**Exercise goal:**
Filter the records below down to lines containing "this".

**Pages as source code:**
═══
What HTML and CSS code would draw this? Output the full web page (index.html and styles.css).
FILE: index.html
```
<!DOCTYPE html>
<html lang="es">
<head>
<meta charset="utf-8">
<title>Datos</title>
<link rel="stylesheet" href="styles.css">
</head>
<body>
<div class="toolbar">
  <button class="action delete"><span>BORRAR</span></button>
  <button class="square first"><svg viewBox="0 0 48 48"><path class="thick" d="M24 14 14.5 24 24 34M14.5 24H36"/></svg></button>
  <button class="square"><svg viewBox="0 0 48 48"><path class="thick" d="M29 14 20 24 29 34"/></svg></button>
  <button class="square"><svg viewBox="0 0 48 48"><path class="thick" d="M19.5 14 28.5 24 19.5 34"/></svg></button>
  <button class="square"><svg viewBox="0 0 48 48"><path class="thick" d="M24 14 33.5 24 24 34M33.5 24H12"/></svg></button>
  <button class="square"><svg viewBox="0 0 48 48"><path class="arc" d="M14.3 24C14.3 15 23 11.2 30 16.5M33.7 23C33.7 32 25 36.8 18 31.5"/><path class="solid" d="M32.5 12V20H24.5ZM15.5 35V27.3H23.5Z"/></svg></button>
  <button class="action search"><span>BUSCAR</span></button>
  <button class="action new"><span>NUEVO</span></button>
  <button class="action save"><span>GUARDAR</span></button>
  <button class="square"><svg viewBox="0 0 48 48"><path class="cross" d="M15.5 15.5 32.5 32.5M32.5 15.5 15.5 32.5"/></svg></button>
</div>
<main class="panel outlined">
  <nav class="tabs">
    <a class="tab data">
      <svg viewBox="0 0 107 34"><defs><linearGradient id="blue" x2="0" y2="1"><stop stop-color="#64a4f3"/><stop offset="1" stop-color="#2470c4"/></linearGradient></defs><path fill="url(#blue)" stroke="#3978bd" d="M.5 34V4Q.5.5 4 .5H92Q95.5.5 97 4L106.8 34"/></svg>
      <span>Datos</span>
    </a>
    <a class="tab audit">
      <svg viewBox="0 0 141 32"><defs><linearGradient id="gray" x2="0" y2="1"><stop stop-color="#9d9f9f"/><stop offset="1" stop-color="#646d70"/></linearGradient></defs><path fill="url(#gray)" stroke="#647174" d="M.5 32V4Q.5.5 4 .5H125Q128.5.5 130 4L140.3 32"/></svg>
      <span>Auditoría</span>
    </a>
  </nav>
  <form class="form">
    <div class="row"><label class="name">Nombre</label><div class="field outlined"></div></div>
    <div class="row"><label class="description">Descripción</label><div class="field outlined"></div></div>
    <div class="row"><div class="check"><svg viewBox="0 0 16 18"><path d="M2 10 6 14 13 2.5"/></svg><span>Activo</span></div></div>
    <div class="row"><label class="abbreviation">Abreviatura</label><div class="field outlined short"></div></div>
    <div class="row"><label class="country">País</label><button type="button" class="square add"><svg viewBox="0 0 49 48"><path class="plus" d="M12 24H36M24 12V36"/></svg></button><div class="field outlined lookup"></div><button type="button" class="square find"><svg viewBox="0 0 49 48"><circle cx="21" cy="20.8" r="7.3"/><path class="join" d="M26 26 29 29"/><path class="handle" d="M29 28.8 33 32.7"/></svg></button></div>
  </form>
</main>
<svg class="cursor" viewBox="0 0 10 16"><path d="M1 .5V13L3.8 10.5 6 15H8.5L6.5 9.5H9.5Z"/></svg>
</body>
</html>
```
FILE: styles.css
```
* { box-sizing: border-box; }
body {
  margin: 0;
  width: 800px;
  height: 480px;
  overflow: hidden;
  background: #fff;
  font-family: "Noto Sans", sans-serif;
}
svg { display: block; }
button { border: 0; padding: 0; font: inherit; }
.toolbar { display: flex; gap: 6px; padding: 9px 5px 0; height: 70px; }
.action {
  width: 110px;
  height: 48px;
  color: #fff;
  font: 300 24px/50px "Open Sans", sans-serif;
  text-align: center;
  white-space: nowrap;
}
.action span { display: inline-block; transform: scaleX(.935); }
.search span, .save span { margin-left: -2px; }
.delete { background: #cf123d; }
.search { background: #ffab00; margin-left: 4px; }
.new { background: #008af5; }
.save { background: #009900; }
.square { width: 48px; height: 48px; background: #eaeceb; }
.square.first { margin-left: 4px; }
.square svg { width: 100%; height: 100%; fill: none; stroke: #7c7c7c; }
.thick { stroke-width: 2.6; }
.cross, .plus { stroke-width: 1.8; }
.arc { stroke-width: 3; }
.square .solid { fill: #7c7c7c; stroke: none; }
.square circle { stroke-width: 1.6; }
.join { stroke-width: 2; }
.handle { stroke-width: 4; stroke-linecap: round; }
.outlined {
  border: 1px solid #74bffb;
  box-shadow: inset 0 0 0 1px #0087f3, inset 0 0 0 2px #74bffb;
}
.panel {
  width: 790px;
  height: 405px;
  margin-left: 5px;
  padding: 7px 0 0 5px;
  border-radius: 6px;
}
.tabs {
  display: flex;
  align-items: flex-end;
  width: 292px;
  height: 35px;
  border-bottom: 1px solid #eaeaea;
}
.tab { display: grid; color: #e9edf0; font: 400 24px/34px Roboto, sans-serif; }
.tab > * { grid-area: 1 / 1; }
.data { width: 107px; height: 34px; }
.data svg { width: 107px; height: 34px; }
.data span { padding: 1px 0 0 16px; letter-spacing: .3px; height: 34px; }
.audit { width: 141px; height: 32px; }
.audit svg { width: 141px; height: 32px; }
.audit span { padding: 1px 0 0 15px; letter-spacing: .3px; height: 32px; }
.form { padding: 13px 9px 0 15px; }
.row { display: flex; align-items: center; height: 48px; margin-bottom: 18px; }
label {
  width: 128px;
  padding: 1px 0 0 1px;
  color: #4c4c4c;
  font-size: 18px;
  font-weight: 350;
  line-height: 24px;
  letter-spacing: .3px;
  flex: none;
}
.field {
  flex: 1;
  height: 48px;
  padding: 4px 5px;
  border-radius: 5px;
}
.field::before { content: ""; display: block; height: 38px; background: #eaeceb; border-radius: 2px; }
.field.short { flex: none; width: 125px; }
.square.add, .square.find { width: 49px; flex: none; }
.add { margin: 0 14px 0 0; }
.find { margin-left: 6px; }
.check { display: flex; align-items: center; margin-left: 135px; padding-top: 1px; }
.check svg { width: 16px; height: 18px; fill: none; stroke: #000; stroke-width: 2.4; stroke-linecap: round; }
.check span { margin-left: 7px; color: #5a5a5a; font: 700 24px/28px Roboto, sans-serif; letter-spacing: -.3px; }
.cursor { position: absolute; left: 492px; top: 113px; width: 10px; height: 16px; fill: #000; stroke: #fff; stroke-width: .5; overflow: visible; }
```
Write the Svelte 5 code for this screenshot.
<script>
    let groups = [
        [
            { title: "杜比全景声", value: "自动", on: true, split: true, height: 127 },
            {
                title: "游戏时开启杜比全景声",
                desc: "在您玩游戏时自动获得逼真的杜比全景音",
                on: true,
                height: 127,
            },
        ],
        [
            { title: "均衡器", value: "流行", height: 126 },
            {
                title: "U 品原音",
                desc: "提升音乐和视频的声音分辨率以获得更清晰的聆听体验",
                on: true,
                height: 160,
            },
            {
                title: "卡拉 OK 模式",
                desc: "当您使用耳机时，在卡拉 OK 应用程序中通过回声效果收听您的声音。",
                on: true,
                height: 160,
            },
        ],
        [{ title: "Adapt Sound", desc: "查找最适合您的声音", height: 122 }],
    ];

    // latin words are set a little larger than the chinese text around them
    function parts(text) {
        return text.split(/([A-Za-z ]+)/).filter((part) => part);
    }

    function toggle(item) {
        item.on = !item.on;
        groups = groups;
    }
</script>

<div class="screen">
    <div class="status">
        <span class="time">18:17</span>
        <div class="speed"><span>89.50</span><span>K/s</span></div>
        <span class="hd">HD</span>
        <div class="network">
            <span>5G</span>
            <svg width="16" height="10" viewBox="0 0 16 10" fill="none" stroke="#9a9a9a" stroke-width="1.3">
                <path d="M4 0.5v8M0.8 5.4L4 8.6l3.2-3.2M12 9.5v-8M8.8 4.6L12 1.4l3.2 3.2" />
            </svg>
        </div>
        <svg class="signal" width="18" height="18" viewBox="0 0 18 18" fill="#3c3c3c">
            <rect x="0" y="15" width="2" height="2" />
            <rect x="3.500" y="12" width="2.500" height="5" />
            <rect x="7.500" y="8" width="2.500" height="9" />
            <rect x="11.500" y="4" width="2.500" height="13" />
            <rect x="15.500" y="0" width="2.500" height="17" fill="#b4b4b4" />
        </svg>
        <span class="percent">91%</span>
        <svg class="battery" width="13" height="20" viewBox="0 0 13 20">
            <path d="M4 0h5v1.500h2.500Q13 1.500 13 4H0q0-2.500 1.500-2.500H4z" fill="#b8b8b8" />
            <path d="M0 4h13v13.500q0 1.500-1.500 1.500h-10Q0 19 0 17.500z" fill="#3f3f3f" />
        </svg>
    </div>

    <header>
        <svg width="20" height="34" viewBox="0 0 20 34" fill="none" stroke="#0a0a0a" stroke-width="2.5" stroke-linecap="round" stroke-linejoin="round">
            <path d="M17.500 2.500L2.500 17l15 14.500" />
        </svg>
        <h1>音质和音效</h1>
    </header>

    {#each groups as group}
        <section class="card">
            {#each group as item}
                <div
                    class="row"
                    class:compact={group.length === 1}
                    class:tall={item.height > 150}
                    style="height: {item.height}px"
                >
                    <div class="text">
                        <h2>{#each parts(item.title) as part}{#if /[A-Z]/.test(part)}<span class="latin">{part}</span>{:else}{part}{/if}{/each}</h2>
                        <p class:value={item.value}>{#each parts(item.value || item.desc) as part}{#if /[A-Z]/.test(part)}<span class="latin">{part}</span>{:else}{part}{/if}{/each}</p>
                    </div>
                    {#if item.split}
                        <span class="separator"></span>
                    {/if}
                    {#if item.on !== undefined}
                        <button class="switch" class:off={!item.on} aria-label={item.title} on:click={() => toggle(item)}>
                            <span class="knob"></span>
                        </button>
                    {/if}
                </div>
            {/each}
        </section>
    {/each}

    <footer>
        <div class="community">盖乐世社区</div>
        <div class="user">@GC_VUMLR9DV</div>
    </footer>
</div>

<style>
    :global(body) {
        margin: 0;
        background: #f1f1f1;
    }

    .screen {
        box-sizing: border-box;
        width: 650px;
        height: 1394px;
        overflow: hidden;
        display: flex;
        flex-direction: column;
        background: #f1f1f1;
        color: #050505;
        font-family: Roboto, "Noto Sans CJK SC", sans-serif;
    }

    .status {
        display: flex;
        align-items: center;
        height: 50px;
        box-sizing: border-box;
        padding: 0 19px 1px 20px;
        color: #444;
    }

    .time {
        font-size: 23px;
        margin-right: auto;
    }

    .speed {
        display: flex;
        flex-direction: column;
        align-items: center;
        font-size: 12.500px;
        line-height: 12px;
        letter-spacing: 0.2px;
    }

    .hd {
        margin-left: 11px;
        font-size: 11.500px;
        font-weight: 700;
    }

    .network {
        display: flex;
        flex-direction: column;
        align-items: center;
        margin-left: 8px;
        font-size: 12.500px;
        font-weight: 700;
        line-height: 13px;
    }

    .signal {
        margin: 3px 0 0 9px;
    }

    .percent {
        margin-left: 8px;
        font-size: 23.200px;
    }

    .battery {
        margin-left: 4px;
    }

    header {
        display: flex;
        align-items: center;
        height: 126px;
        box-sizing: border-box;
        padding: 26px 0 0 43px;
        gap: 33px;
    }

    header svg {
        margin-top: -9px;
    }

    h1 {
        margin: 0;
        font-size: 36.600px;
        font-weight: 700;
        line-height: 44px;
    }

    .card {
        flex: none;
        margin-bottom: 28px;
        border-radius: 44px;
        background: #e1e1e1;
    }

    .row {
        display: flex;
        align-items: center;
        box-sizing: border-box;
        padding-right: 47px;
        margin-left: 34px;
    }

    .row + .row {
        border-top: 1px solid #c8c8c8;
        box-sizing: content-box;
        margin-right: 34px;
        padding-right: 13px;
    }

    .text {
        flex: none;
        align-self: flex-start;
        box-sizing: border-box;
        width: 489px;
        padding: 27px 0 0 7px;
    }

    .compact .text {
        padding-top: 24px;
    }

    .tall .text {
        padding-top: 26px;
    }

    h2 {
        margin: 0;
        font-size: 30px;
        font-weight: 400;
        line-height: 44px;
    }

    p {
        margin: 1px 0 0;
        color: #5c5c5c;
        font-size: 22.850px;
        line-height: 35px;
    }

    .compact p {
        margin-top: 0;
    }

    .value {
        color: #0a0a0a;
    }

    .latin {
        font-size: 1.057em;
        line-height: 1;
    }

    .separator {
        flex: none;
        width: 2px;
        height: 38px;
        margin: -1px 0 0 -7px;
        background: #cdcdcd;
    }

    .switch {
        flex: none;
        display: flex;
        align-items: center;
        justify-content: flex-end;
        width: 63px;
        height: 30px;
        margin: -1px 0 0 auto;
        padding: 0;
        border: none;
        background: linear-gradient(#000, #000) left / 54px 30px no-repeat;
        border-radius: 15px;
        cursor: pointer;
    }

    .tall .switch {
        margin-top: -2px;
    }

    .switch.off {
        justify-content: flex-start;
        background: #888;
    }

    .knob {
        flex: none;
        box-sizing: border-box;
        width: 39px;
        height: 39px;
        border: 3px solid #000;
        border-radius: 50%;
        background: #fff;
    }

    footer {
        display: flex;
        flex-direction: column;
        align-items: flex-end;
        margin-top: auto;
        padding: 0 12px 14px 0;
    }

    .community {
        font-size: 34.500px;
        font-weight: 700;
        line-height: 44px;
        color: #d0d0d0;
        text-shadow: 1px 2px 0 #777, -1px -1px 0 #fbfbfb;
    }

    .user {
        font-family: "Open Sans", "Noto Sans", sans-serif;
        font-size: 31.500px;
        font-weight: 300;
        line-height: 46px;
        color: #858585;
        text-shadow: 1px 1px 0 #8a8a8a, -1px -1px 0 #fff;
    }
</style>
═══
**Reply:**
What HTML and CSS code would draw this? Output the full web page (index.html and styles.css).
Write the Svelte 5 code for this screenshot.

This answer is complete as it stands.